At Hybrid right now, Scott is tuning and I'm sitting in the lobby "working" (aka, being online so people think I'm working but really I'm sitting on a leather couch looking at a ridiculous amount of trophies and super fancy pants home audio speakers using Hybrid drivers.

BlackHHR is here, got to demo his car. Straight up like I'm in front of a stage... very nice.


















If you want to see Hybrid's lineup in-person... this is where you want to go.









Also see Black Betty sitting in her cocoon. No pictures though... not overstepping!


----------



## Huckleberry Sound

Great people out there!!!


----------



## Babs

sirbOOm said:


> At Hybrid right now, Scott is tuning and I'm sitting in the lobby "working" (aka, being online so people think I'm working but really I'm sitting on a leather couch looking at a ridiculous amount of trophies and super fancy pants home audio speakers using Hybrid drivers.
> 
> BlackHHR is here, got to demo his car. Straight up like I'm in front of a stage... very nice.


No pics of fancy-pants HA home speakers?! I mean c'mon man! 
Yeah I suspect BlackHHR's ride is bangin' good in the SQ dept from what little I've heard on it.


----------



## BlackHHR

Here you go Babs.


----------



## BlackHHR

Come back anytime Nick. Thanks for listening to the HHR. 
Love the subs in your truck. Real nice low extension and very quick attack.


----------



## Huckleberry Sound

BlackHHR said:


> Here you go Babs.


How did your turn go. What were the results?


----------



## sirbOOm

Well Scott said that the tune I did wasn't bad on the RTA. There was a big narrow dip in the 2K-3K range, which I did purposefully as that arena bothers my ears. Its VERY clear that his ears are much better than mine like... physically. One of my ears is not nearly as good as the other unfortunately. He heard some raspeyness on one of my midranges and struggling in my midbasses that I did not know how to pinpoint or as much notice. As for the midrange, I had been suspecting lately that that one wasn't doing so well and I think I might get it warrantied. Overall, I think Scott's tonal preferences are different than mine, which is to be expected - everyone's are. I never have been a flat tune lover but boy did she turn out competition-style flat on the RTA - looked tight from what I could tell. That was a relief. 

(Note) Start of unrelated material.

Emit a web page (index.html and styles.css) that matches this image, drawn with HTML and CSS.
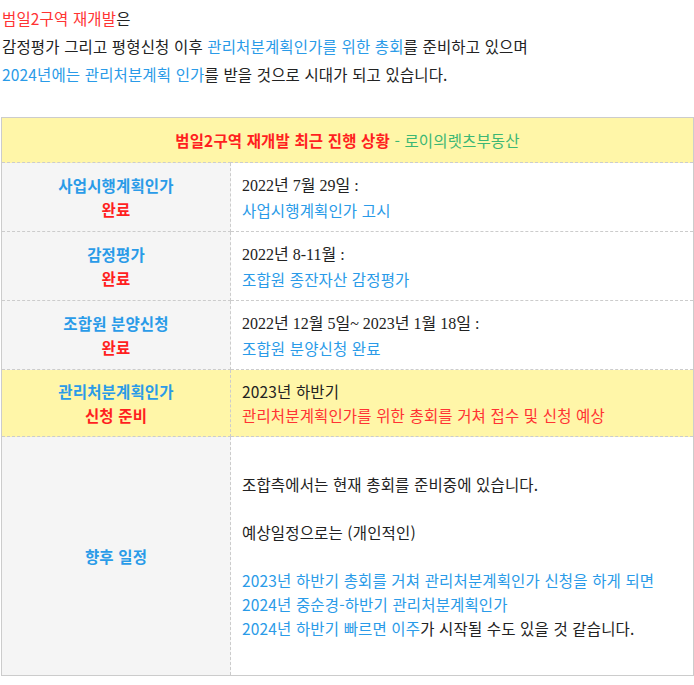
FILE: index.html
```html
<!DOCTYPE html>
<html lang="ko">
<head>
<meta charset="utf-8">
<link rel="stylesheet" href="styles.css">
</head>
<body>
<div class="intro">
  <p><span class="red">범일2구역 재개발</span>은</p>
  <p>감정평가 그리고 평형신청 이후 <span class="blue">관리처분계획인가를 위한 총회</span>를 준비하고 있으며</p>
  <p><span class="blue">2024년에는 관리처분계획 인가</span>를 받을 것으로 시대가 되고 있습니다.</p>
</div>
<table class="status">
  <tr class="head">
    <td colspan="2"><strong class="red-strong">범일2구역 재개발 최근 진행 상황</strong> <span class="green">- 로이의렛츠부동산</span></td>
  </tr>
  <tr>
    <th><span class="blue">사업시행계획인가</span><br><span class="red-strong">완료</span></th>
    <td><span class="serif">2022년 7월 29일 :</span><br><span class="blue">사업시행계획인가 고시</span></td>
  </tr>
  <tr>
    <th><span class="blue">감정평가</span><br><span class="red-strong">완료</span></th>
    <td><span class="serif">2022년 8-11월 :</span><br><span class="blue">조합원 종잔자산 감정평가</span></td>
  </tr>
  <tr>
    <th><span class="blue">조합원 분양신청</span><br><span class="red-strong">완료</span></th>
    <td><span class="serif">2022년 12월 5일~ 2023년 1월 18일 :</span><br><span class="blue">조합원 분양신청 완료</span></td>
  </tr>
  <tr class="hl">
    <th><span class="blue">관리처분계획인가</span><br><span class="red-strong">신청 준비</span></th>
    <td>2023년 하반기<br><span class="red">관리처분계획인가를 위한 총회를 거쳐 접수 및 신청 예상</span></td>
  </tr>
  <tr class="last">
    <th><span class="blue">향후 일정</span></th>
    <td><br>조합측에서는 현재 총회를 준비중에 있습니다.<br><br>예상일정으로는 (개인적인)<br><br><span class="blue">2023년 하반기 총회를 거쳐 관리처분계획인가 신청을 하게 되면<br>2024년 중순경-하반기 관리처분계획인가<br>2024년 하반기 빠르면 이주</span>가 시작될 수도 있을 것 같습니다.<br>&nbsp;</td>
  </tr>
</table>
</body>
</html>
```

FILE: styles.css
```css
html, body {
  margin: 0;
  padding: 0;
  background: #fff;
}
body {
  font-family: "Noto Sans CJK KR", "Noto Sans", sans-serif;
  font-size: 15.5px;
  letter-spacing: 0.15px;
  color: #222;
}
.intro {
  padding: 4px 0 0 2px;
}
.intro p {
  margin: 0;
  line-height: 28px;
}
.red { color: #ff3333; }
.blue { color: #2a9be8; }
.green { color: #3cb774; font-weight: normal; }
.red-strong { color: #ff1f1f; font-weight: bold; }
.serif { font-family: "Liberation Serif", "Noto Sans CJK KR", serif; font-size: 16px; letter-spacing: 0; }

.status {
  margin: 29px 0 0 1px;
  width: 693px;
  border-collapse: collapse;
  border: 1px solid #cccccc;
  line-height: 24px;
}
.status td, .status th {
  border: 1px dashed #cccccc;
  padding: 9px 11px;
  vertical-align: middle;
}
.status th {
  width: 206px;
  background: #f5f5f5;
  text-align: center;
  font-weight: bold;
}
.status td {
  text-align: left;
}
.status .head td {
  background: #fff6a8;
  text-align: center;
  padding: 10px 11px;
}
.status .hl th, .status .hl td {
  background: #fff6a8;
}
.status .last th, .status .last td {
  padding: 11px 11px;
}
```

Overall, he said it's a good setup but of course not without issue. He said that I need to separate the backwave from the front wave of my midranges in the dash. If you look at my photos earlier on, you'll see that the OEM location allows for massive backwave reflection back up through the grill so I'm getting some issues there. Some rattles in the door as the midbasses were brought to life but in general my midbasses were having a little trouble apparently. I knew all along those were going to be a pain - they were for me, I've complained about them a lot here... just seem limited in range in my application, a two way with mid and tweeter is hell no in my car with these midbasses, that's for sure. Maybe my baffle design isn't ideal... they don't have much venting on their basket structure and they're in a 2" tube before venting out into the door essentially... that could be an issue. We didn't talk about that much, though. Anyway, he said the tweeters and my a-pillar job were good (just to finish them... haha). He said the Stereo Integrity subs were the star of the show - he fixed every issue I was having with them with, unfortunately, a lot of EQ (downfiring straight into carpet, not much room to breath - just not ideal environment) and they were night and day. The subs took every bit of EQ without a fight.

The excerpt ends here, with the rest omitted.